Duke Energy is considering a major expansion of its 1,400-MW Bad Creek Pumped Storage Project in Oconee County, S.C.
Another southeastern utility, Georgia Power Co., plans to work with Form Energy on up to 15 MW/1,500 MWh of its iron-air battery technology. Such multiday and other long-duration storage approaches "have the potential to fundamentally alter the energy landscape," the Southern Co. utility subsidiary said in a regulatory filing in January.
Form Energy has an agreement to debut its technology in a 1-MW/150-MWh project for Great River Energy in Minnesota in 2023.
A major advantage of the technology is its reliance on readily available iron, air and water, according to Form Energy CEO Mateo Jaramillo. "From a raw materials standpoint or even a finished goods standpoint, we don't face the shortages [of other metals] in the broader lithium-ion industry," Jaramillo said in an interview.
Many long-duration energy storage companies are looking to benefit from iron, either as an electrochemical ingredient or in the form of large steel structures in mechanical energy storage.
"Adding more electrolyte [to achieve longer duration] is cheaper than anything lithium-ion is likely to hit," said Eric Dresselhuys, CEO of Oregon-based iron-flow battery startup ESS.
The company, which is targeting projects requiring up to 12 hours of storage, counts U.S. utilities San Diego Gas & Electric Co. and Portland General Electric Co. and Italian energy giant Enel SpA among its customers.
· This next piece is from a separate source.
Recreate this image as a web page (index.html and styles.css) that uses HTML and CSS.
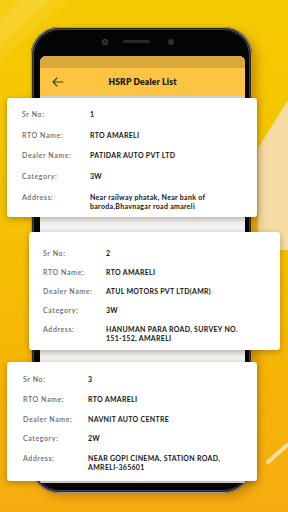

Developers of lithium-ion batteries also are migrating swiftly into iron-based chemistries, choosing lithium iron phosphate, a type of lithium-ion technology, over nickel-heavy recipes because of soaring prices for the metal.
On a call with investment analysts in January, Tesla CEO Elon Musk said to expect "all stationary storage to transition to iron over time." Tesla is also shifting to lithium iron phosphate for its standard-range electric vehicles.
Form Energy's Jaramillo, a former executive on Tesla's energy storage team, is not too concerned about the resource competition.
"Iron is massively abundant," Jaramillo said.